Bir grup vicdanlı avukat bana bu hikâyeyi “bunu yazar mısınız?” diye ilettiklerinde insan teklerinin ne kadar vicdansız olabileceklerine dair her şeyi bildiğini zanneden bir adamdım. Hayır, eksik biliyormuşum. İnsanın vicdansızlığına hudut yokmuş. Meseleyi okuduğumdan beri o Özbek kadın çıkmıyor aklımdan.
Geçici süreyle Türkiye’de ikamet eden kadının öykü için takma adı Cemile olsun. Özbek bir şehit polisin kızı o. Üstelik bir anne, küçük bir kızı var.
2018 Ekiminde bir gece Cemile, taksiyle bir yerden bir yere giderken iki polis taksiyi durduruyor. Cemile’ye diyorlar ki “sen in.” Çaresiz iniyor Cemile ve ekip otosunda beklemeye başlıyor. Bu bekleyişe dair hiçbir gerekçe beyan edilmiyor tabii. “Bekle” diyorlar sadece. Uzun bir bekleyişin ve ekip otosu gezisinin ardından polis memurlarından biri diğerini güya atlatıp Cemile’yle yalnız kalıyor ekip otosunda.

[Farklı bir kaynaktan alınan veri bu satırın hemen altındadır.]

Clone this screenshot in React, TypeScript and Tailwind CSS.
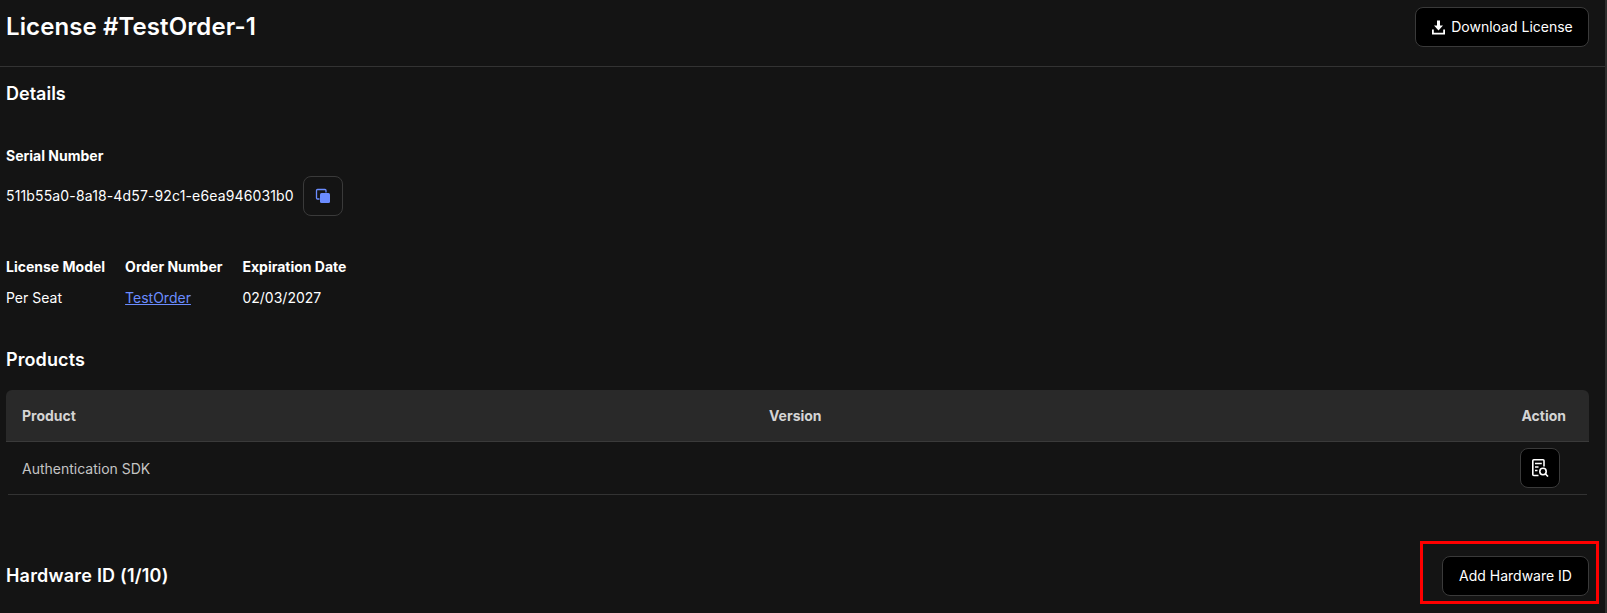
function DownloadIcon() {
  return (
    <svg width="15" height="15" viewBox="0 0 15 15" fill="white">
      <path d="M6 0.5H9V5.5H12L7.5 10.5L3 5.5H6Z" />
      <path d="M1 9.5V14.5H14V9.5H12.2V12.7H2.8V9.5Z" />
    </svg>
  );
}

function CopyIcon() {
  return (
    <svg width="16" height="16" viewBox="0 0 16 16" fill="none">
      <path d="M4.5 11H2.5C1.9 11 1.5 10.6 1.5 10V2.5C1.5 1.9 1.9 1.5 2.5 1.5H10C10.6 1.5 11 1.9 11 2.5V4.5" stroke="#6b8cff" strokeWidth="1.3" />
      <rect x="5" y="5" width="10" height="10" rx="1.5" fill="#6b8cff" />
    </svg>
  );
}

function ReportIcon() {
  return (
    <svg width="18" height="18" viewBox="0 0 18 18" fill="none" stroke="white" strokeWidth="1.6">
      <path d="M7.5 16.5H2.8C2.2 16.5 1.8 16.1 1.8 15.5V1.8C1.8 1.2 2.2 0.8 2.8 0.8H12C12.6 0.8 13 1.2 13 1.8V7.5" />
      <path d="M4 4.5H10.8M4 8H7.5M4 11.5H6.5" />
      <circle cx="12" cy="12.5" r="3.2" />
      <path d="M14.3 14.8L17 17.5" />
    </svg>
  );
}

const Label = ({ children }: { children: string }) => (
  <div className="text-sm font-bold leading-5 text-white">{children}</div>
);

export default function App() {
  return (
    <div className="relative h-[613px] overflow-hidden border-r-2 border-[#2e2e2e] bg-[#141414] font-['Inter',sans-serif] text-white">
      {/* header */}
      <div className="flex h-[67px] items-start justify-between border-b border-[#333333] pr-4 pl-1.5 pt-[7px]">
        <h1 className="mt-1 text-2xl leading-8 font-semibold tracking-[0.1px]">License #TestOrder-1</h1>
        <button className="flex h-10 w-[174px] items-center justify-center gap-[5px] rounded-lg border border-[#3a3a3a] bg-black text-sm">
          <DownloadIcon />
          Download License
        </button>
      </div>

      <div className="pr-4 pl-1.5">
        <h2 className="mt-[13px] text-lg leading-7 font-semibold">Details</h2>

        <div className="mt-[38px]">
          <Label>Serial Number</Label>
          <div className="mt-[10px] flex items-center gap-[9px] text-sm">
            <span className="tracking-[0.14px]">511b55a0-8a18-4d57-92c1-e6ea946031b0</span>
            <button className="flex h-10 w-10 items-center justify-center rounded-lg border border-[#3a3a3a]">
              <CopyIcon />
            </button>
          </div>
        </div>

        <div className="mt-[41px] flex gap-5 text-sm">
          <div>
            <Label>License Model</Label>
            <div className="mt-[11px] leading-5">Per Seat</div>
          </div>
          <div>
            <Label>Order Number</Label>
            <a className="mt-[11px] block leading-5 text-[#6b8cff] underline">TestOrder</a>
          </div>
          <div>
            <Label>Expiration Date</Label>
            <div className="mt-[11px] leading-5">02/03/2027</div>
          </div>
        </div>

        <h2 className="mt-[38px] text-lg leading-7 font-semibold tracking-[0.1px]">Products</h2>

        {/* products table */}
        <div className="mt-4">
          <div className="grid h-[52px] grid-cols-[747px_1fr_auto] items-center rounded-t-md border-b border-[#3a3a3a] bg-[#292929] pr-[23px] pl-4 text-sm font-bold text-[#d4d4d4]">
            <span>Product</span>
            <span>Version</span>
            <span>Action</span>
          </div>
          <div className="mx-0.5 flex h-[53px] items-center justify-between border-b border-[#333333] pr-[27px] pl-3.5 text-sm text-[#c4c4c4]">
            <span className="mt-0.5">Authentication SDK</span>
            <button className="flex h-10 w-10 items-center justify-center rounded-lg border border-[#3a3a3a] bg-black">
              <ReportIcon />
            </button>
          </div>
        </div>

        <div className="mt-[61px] flex items-center justify-between">
          <h2 className="text-lg leading-7 font-semibold tracking-[0.2px]">Hardware ID (1/10)</h2>
          <button className="h-10 w-[147px] rounded-lg border border-[#3a3a3a] bg-black text-sm">Add Hardware ID</button>
        </div>
      </div>

      {/* red annotation box */}
      <div className="absolute top-[541px] left-[1420px] h-[63px] w-[179px] border-[3px] border-[#ff0000]" />
    </div>
  );
}
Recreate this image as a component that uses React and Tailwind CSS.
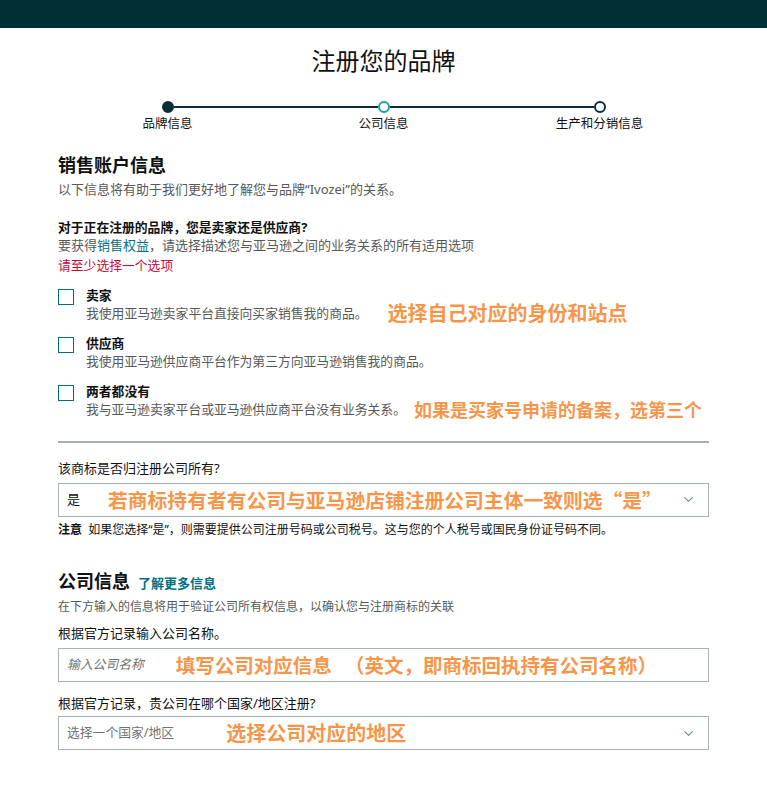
import React from "react";
import { ChevronDown } from "lucide-react";

const FONT = { fontFamily: '"Noto Sans", "Noto Sans CJK SC", sans-serif' };
const CJK = { fontFamily: '"Noto Sans CJK SC", sans-serif' };

const Step = ({ label, kind }) => {
  const dot =
    kind === "done"
      ? "bg-[#0a2e36] border-[#0a2e36]"
      : kind === "active"
      ? "bg-white border-[#14a0b0]"
      : "bg-white border-[#0a2e36]";
  return (
    <div className="w-3 flex flex-col items-center">
      <div className={`w-3 h-3 rounded-full border-2 ${dot}`} />
      <span className="mt-[3px] text-[12.5px] leading-4 text-[#0f1111] whitespace-nowrap">{label}</span>
    </div>
  );
};

// orange hand-written annotations laid over the form
const Note = ({ children, className = "" }) => (
  <span style={CJK} className={`leading-4 font-bold text-[#f7964a] whitespace-pre ${className}`}>{children}</span>
);

const CheckRow = ({ title, desc, note, noteClass }) => (
  <div className="flex gap-3">
    <div className="w-4 h-4 mt-[3px] border-[1.5px] border-[#00707c] bg-white shrink-0" />
    <div className="flex flex-col">
      <span className="text-[12.8px] leading-[18px] font-bold text-[#0f1111]">{title}</span>
      <div className="flex items-center h-[18px]">
        <span className="text-[12.8px] leading-[18px] text-[#565959] whitespace-nowrap">{desc}</span>
        {note && <Note className={noteClass}>{note}</Note>}
      </div>
    </div>
  </div>
);

export default function App() {
  return (
    <div className="min-h-screen bg-white" style={FONT}>
      <div className="h-[28px] bg-[#002f36]" />

      <h1 className="mt-[17px] text-center text-[24px] leading-8 text-[#0f1111]">注册您的品牌</h1>

      {/* stepper */}
      <div className="mt-6 mx-auto w-[444px] flex items-start">
        <Step label="品牌信息" kind="done" />
        <div className="flex-1 h-[2px] mt-[5px] bg-[#0a2e36]" />
        <Step label="公司信息" kind="active" />
        <div className="flex-1 h-[2px] mt-[5px] bg-[#0a2e36]" />
        <Step label="生产和分销信息" kind="next" />
      </div>

      <main className="px-[58px] pb-10">
        <h2 className="mt-[21px] text-[18px] leading-6 font-bold text-[#0f1111]">销售账户信息</h2>
        <p className="mt-[3px] text-[13px] leading-[18px] text-[#565959]">以下信息将有助于我们更好地了解您与品牌“Ivozei”的关系。</p>

        <p className="mt-5 text-[12.8px] leading-[18px] font-bold text-[#0f1111]">对于正在注册的品牌，您是卖家还是供应商?</p>
        <p className="text-[13px] leading-[18px] text-[#565959]">
          要获得<span className="text-[#007185]">销售权益</span>，请选择描述您与亚马逊之间的业务关系的所有适用选项
        </p>
        <p className="mt-[2px] text-[12.8px] leading-[18px] text-[#c7093c]">请至少选择一个选项</p>

        <div className="mt-[12px] flex flex-col gap-3">
          <CheckRow title="卖家" desc="我使用亚马逊卖家平台直接向买家销售我的商品。" note="选择自己对应的身份和站点" noteClass="ml-[20px] text-[20px]" />
          <CheckRow title="供应商" desc="我使用亚马逊供应商平台作为第三方向亚马逊销售我的商品。" />
          <CheckRow title="两者都没有" desc="我与亚马逊卖家平台或亚马逊供应商平台没有业务关系。" note="如果是买家号申请的备案，选第三个" noteClass="ml-[8px] text-[18px]" />
        </div>

        <div className="mt-[23px] h-[1.5px] bg-[#a9afb0]" />

        <p className="mt-4 text-[13px] leading-[18px] text-[#0f1111]">该商标是否归注册公司所有?</p>
        <div className="mt-[6px] h-[34px] border border-[#a6b2b5] flex items-center pl-[8px] pr-[12px]">
          <span className="text-[13px] text-[#0f1111]">是</span>
          <Note className="ml-[28px] text-[19.8px]">若商标持有者有公司与亚马逊店铺注册公司主体一致则选“是”</Note>
          <ChevronDown size={15} strokeWidth={1.75} className="ml-auto text-[#6f8a96]" />
        </div>
        <p className="mt-[5px] text-[12px] leading-4 text-[#0f1111]">
          <span className="font-bold">注意</span>&nbsp; 如果您选择“是”，则需要提供公司注册号码或公司税号。这与您的个人税号或国民身份证号码不同。
        </p>

        <div className="mt-[31px] flex items-baseline gap-2">
          <h2 className="text-[18px] leading-6 font-bold text-[#0f1111]">公司信息</h2>
          <span className="text-[13px] font-bold text-[#007185]">了解更多信息</span>
        </div>
        <p className="mt-[7px] text-[12px] leading-[14px] text-[#565959]">在下方输入的信息将用于验证公司所有权信息，以确认您与注册商标的关联</p>

        <p className="mt-[10px] text-[13px] leading-[18px] text-[#0f1111]">根据官方记录输入公司名称。</p>
        <div className="mt-[6px] h-[34px] border border-[#a6b2b5] flex items-center pl-[8px]">
          <span className="text-[12.8px] italic text-[#6f7373]">输入公司名称</span>
          <Note className="ml-[32px] text-[19.5px]">{"填写公司对应信息   （英文，即商标回执持有公司名称）"}</Note>
        </div>

        <p className="mt-[12px] text-[13px] leading-[18px] text-[#0f1111]">根据官方记录，贵公司在哪个国家/地区注册?</p>
        <div className="mt-[4px] h-[34px] border border-[#a6b2b5] flex items-center pl-[8px] pr-[12px]">
          <span className="text-[12.8px] text-[#6f7373]">选择一个国家/地区</span>
          <Note className="ml-[52px] text-[20px]">选择公司对应的地区</Note>
          <ChevronDown size={15} strokeWidth={1.75} className="ml-auto text-[#6f8a96]" />
        </div>
      </main>
    </div>
  );
}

Burası insanlığın tükendiği ilk yer. Polis, Cemile’ye, devletin kendisine verdiği üniforma üzerindeyken ağzına silah dayayarak tecavüz edip ardından da kadıncağızın cüzdanındaki 1.400 lirayı gasp ediyor, yağmalıyor.
Tecavüze uğramış ve beş parasız şekilde kaldırıma fırlatılmış Cemile’nin imdadına helâl süt emmiş bir taksici yetişiyor. Cemile’yi önce bir eczaneye, ardından da evine bırakıyor. Ertesi gün kendisini toparlayan Cemile, şikâyet için Aksaray’daki Polis Merkezi Amirliği’ne gidiyor. Bir polis memuruna derdini anlatıyor.
Burası insanlığın tükendiği ikinci yer. Polis memuru diyor ki, “O zaten it gibi pişman yaptığına. Ben onun cezasını vereceğim. Sen şimdi git duşunu al, güzelce dinlen, bu olayı kafana takma.” Elbette bu sözlere ikna olmayan Cemile, bu kez de bir komisere gidiyor şikâyetini verebilmek için.